Proving that $\exists f \in X^*$ : $f(x) = \|x\|^2$ and $\|f\| = \|x\|$

Question

Exercise :

Let $X$ be a normed space. Prove that for all $x \in X$ there exists $f \in X^*$, such that $f(x) = \|x\|^2$ and $ \|f\| = \|x \|$.

Thoughts :

I apologise for not providing a proper attempt but this is one of the first such exercises I'm handling, so I seem at loss.

Initially, I thought about the Riesz Representation Theorem, which could yield the result straightforward, but the space we are working over must be a Hilbert Space, which we do not know in the given exercise.

The second possible solution could (and probably should) be based on the Hahn-Banach Theorem (or one of its results/applications) but I cannot see a way out.

Any hints or elaborations will be greatly appreciated.

Answer 1

If $x=0$, we are done.
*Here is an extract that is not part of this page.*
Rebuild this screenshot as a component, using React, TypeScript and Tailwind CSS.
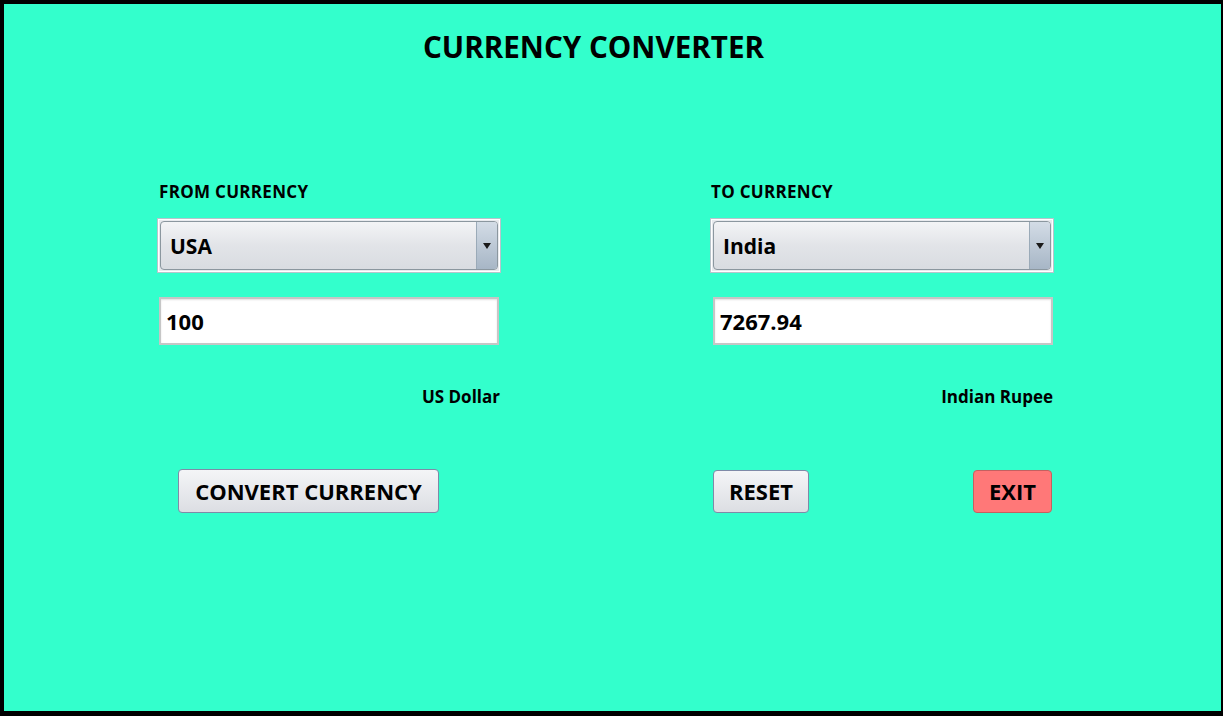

Now let $x \in X$ and $x \ne 0$. A consequence of the Hahn-Banach theorem is the existence of some $g \in X^*$ with

$g(x)=||x||$ and $||g||=1.$

Now it is easy to see that $f:=||x||g$ has the desired properties.

Answer 2

Hint:

Fix an $x\in X$. If $x=0$ then the answer is rather easy, so we can assume $x\neq 0$.

Next, define a suitable functional on the linear hull of $x$, which is the linear subspace $V:=\{ \alpha \cdot x | \alpha \in \mathbb R\}$. Then extend this functional onto the whole space $X$ using the Hahn-Banach theorem.